L, I warn you that it isn't a “blow you away” type of scent, but if you give it a chance, you just might get hooked.
And Cary Grant is terrific!
Yes, that's the one. At first I was a little disappointed, but now I reach for it all the time and find I don't get tired of it.
Ugh! I'm sorry for your cold. I hope your sinuses clear up enough to enjoy a decent holiday dinner or two.
I'm kind of puzzled by the Ylang, too. Maybe there is ylang ylang in it, and it does have the musty-clean impression of ylang ylang, but it smells more like citrus, bay, and dry wood to me.
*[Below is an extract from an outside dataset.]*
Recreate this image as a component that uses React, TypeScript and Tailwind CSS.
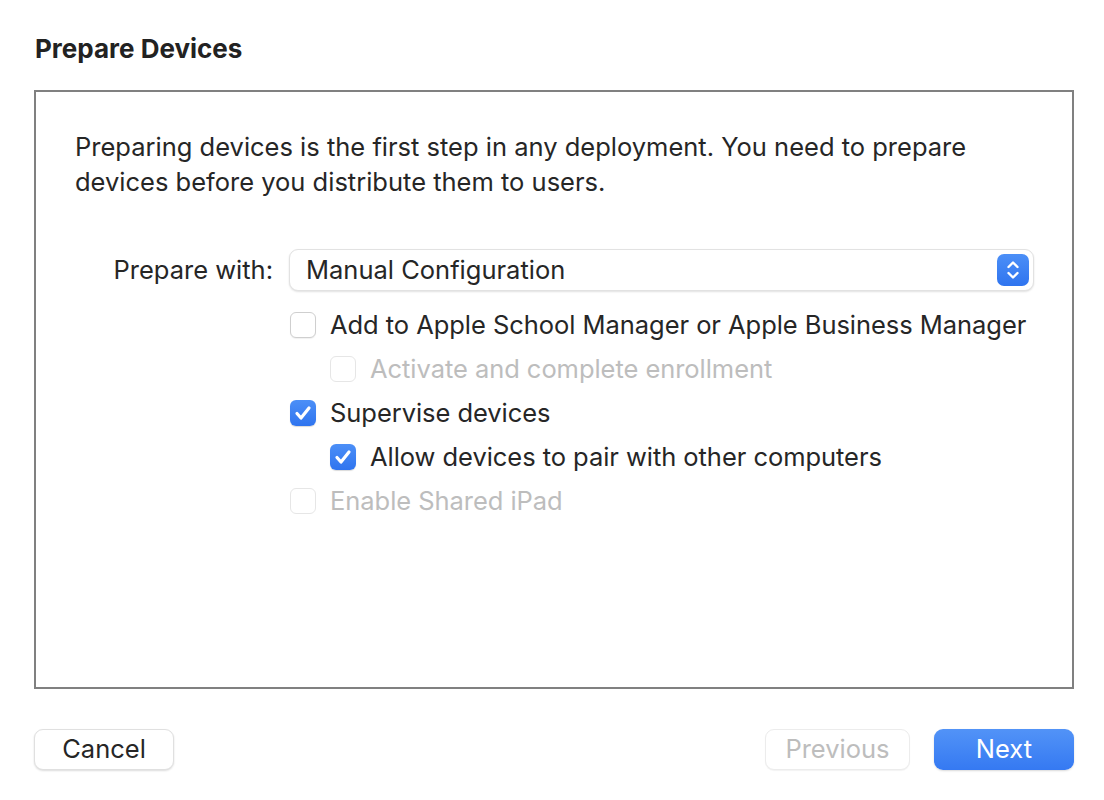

Happy Holidays to you, too!
Nice to see this line FINALLY reviewed on NST. My fav of the line is still Real Patchouly. I got me my Dzing! though Ang…great call!
Happy Holidays to you and Yours!
Real Patchouly is a good one, too! I had a yen for a patchouli scent and debated between this one and Montale Patchouli Leaves and finally went with the Montale, but I still wonder if I made the right choice….
Isn't Dzing marvelous?
Tight sillage? I beg to differ. A coworker wears this gem of a scent and every time I smell it in the office I feel lucky that the scent travels so well, This is one of those fragrances that doesn’t suit my personality, but I’m glad to have someone around who wears it.
Well, then, you just decided this morning’s perfume for me. I need to wear it again to test its sillage! It could be, too, I just wear less of it than your coworker does. In any case, thank goodness you like it!